Hey, I used to be a regular listerer of the Prairie Home Companion until Keillor decided to voice how stupid we Red Staters who voted Bush are, and take a poke at religious conservatives. The man, claiming to be egalitarian, is just a snob. A religion snob. A political snob. And a book snob.

So, I'm not surprised.

Me, I love the Harry P. books. If I could have written them, I would have. Period. And proudly, too. Them's fun reading. :)And I would have laughed all the way to the bank.

Look, not liking a book is fair. Reading joys being subjective to a great extent. I don't mind if someone hates a book I love, or loves a book I hate, and it's a personal thing. I didn't buy or read DaVinCode cause of the subject matter, not cause I know whether Dan Brown writes well or no.
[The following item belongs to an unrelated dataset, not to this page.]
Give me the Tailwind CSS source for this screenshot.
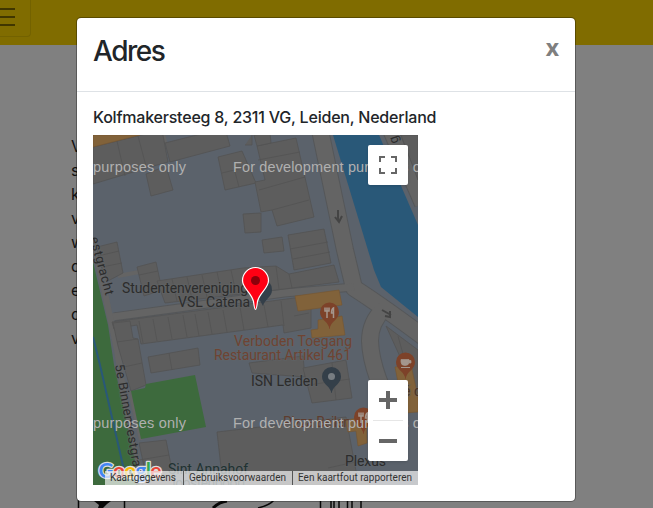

He didn't need my $ anyhow. :)

But to just say, sweepingly, "All that popular stuff is TRASH"....well, snooty, ain't it?

Mir<--not a fan of Ferlinghetti's poetry, anyway. Neener. 'Sides, I thought he was dead. :)

K J Gillenwater said...

Lisa,

I am in agreement with you on "The DaVinci Code." I waited until this summer to pick it up at the library. I was extremely disappointed. I still don't get why it is a runaway best seller. (I only read it because they were making a movie version. I always like to read the book before I see the movie.)

But I could say that about a number of books by bestselling authors. I must be an elitist snob! Ha, ha!!

Purple Avenger said...

I'm an engineer with a masters degree. People like Garrison Keillor annoy me.

There's nothing there - just pages and pages of literary tofu that doesn't challenge the reader. Almost (but not quite) everything on a best seller list is like that.

Ed Abbey, Robert Pirsig, or Phil Dick could put a smackdown on the whole lot of them. John Muir, the guy who wrote the VW repair manual for idiots, and the Velvet Monkeywrench, puts them to shame. There's only one person ever in the history of the world wrote a car repair manual that could be read like a novel by someone not concerned with fixing a car -- Muir. Pure genius.

Brenda Coulter said...

I like knowing that someone with a name like "Purple Avenger" is reading my blog. Maybe that will scare off the comment spammers.